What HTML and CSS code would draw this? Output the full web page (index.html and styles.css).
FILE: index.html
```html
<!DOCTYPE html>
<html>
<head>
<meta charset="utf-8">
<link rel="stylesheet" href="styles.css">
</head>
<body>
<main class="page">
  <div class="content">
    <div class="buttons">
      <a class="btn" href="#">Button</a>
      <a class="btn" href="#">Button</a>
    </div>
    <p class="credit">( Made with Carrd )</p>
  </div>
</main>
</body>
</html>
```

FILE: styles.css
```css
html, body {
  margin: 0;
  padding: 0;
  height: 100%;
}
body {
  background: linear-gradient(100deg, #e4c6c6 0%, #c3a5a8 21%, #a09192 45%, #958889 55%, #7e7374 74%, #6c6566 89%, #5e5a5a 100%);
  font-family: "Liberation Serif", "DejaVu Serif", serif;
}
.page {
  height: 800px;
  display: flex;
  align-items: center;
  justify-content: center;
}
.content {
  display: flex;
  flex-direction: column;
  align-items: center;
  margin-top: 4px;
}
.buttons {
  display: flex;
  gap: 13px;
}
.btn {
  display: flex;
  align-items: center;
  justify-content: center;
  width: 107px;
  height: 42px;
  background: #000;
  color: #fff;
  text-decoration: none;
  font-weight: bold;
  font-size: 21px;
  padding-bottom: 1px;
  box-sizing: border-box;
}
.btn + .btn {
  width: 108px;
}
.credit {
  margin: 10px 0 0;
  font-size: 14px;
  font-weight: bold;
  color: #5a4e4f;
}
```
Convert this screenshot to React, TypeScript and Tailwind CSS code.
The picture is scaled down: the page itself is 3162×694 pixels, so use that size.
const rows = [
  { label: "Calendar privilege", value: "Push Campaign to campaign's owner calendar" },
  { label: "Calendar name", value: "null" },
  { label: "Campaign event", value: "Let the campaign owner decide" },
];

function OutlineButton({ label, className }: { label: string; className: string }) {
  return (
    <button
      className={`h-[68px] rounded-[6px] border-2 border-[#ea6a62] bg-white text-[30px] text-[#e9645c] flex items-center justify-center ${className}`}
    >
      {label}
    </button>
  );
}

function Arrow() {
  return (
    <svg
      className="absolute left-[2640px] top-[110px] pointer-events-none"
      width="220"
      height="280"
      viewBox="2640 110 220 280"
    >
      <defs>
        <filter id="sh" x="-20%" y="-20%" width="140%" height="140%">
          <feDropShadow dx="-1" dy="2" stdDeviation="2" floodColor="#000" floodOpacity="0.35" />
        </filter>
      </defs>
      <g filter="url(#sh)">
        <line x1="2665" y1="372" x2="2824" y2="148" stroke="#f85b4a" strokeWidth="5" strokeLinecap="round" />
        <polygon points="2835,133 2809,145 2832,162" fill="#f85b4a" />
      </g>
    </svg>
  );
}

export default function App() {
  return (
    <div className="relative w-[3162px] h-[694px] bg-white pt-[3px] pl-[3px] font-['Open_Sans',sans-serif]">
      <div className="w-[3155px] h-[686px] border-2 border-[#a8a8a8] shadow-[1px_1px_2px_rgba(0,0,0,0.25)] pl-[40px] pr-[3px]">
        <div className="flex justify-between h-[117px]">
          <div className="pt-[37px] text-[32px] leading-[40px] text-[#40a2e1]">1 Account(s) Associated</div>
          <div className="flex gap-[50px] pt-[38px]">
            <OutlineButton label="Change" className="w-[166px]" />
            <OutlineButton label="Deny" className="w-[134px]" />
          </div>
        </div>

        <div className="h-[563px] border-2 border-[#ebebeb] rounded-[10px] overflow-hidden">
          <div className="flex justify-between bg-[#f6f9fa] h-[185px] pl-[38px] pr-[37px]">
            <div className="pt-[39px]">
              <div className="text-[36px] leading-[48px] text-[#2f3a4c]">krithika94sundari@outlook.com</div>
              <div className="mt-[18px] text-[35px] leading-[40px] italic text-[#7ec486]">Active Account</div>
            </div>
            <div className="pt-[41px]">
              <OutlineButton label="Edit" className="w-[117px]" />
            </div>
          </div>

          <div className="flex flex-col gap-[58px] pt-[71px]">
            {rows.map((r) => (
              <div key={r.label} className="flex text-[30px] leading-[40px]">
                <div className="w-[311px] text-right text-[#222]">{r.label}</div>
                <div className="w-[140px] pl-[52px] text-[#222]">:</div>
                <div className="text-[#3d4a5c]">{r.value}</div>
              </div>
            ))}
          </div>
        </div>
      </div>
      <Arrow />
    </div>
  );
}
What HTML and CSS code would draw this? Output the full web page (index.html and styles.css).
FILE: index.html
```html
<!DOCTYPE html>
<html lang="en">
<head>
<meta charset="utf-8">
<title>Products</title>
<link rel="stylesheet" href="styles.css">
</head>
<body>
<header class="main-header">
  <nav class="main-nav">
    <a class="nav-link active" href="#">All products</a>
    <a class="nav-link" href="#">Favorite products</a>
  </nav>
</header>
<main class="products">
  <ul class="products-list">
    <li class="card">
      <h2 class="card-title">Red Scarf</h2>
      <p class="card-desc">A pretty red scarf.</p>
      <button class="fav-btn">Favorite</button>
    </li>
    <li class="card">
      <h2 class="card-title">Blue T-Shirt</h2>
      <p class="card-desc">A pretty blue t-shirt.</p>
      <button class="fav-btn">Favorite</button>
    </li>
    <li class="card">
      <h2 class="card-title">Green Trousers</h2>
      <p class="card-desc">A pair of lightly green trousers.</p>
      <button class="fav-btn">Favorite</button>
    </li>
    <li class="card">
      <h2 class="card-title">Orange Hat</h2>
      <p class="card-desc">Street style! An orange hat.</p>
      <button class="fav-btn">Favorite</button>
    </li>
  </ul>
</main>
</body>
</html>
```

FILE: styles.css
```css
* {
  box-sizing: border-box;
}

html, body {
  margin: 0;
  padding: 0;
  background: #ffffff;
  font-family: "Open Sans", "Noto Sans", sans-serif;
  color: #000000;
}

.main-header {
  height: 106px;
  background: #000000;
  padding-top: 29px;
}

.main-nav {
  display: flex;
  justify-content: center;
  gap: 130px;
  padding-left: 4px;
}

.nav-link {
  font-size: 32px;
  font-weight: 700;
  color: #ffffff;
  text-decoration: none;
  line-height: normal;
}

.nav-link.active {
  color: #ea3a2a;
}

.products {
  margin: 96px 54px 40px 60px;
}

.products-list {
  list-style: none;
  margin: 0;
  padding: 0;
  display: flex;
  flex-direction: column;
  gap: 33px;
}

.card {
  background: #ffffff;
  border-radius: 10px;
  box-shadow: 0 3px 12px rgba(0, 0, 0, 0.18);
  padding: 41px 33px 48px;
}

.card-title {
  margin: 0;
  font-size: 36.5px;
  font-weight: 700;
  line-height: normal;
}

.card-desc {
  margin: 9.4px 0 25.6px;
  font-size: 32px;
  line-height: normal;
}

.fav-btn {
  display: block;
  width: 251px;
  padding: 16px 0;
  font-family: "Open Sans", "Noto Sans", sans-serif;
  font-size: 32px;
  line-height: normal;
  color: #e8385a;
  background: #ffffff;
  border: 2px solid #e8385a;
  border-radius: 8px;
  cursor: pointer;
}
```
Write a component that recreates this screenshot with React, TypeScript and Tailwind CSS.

• The task:
Show every line in the records above that contains the word "size".

• Correct result:
  font-size: 21px;
  font-size: 14px;
The picture is scaled down: the page itself is 3162×694 pixels, so use that size.
  font-size: 32px;
  font-size: 36.5px;
  font-size: 32px;
  font-size: 32px;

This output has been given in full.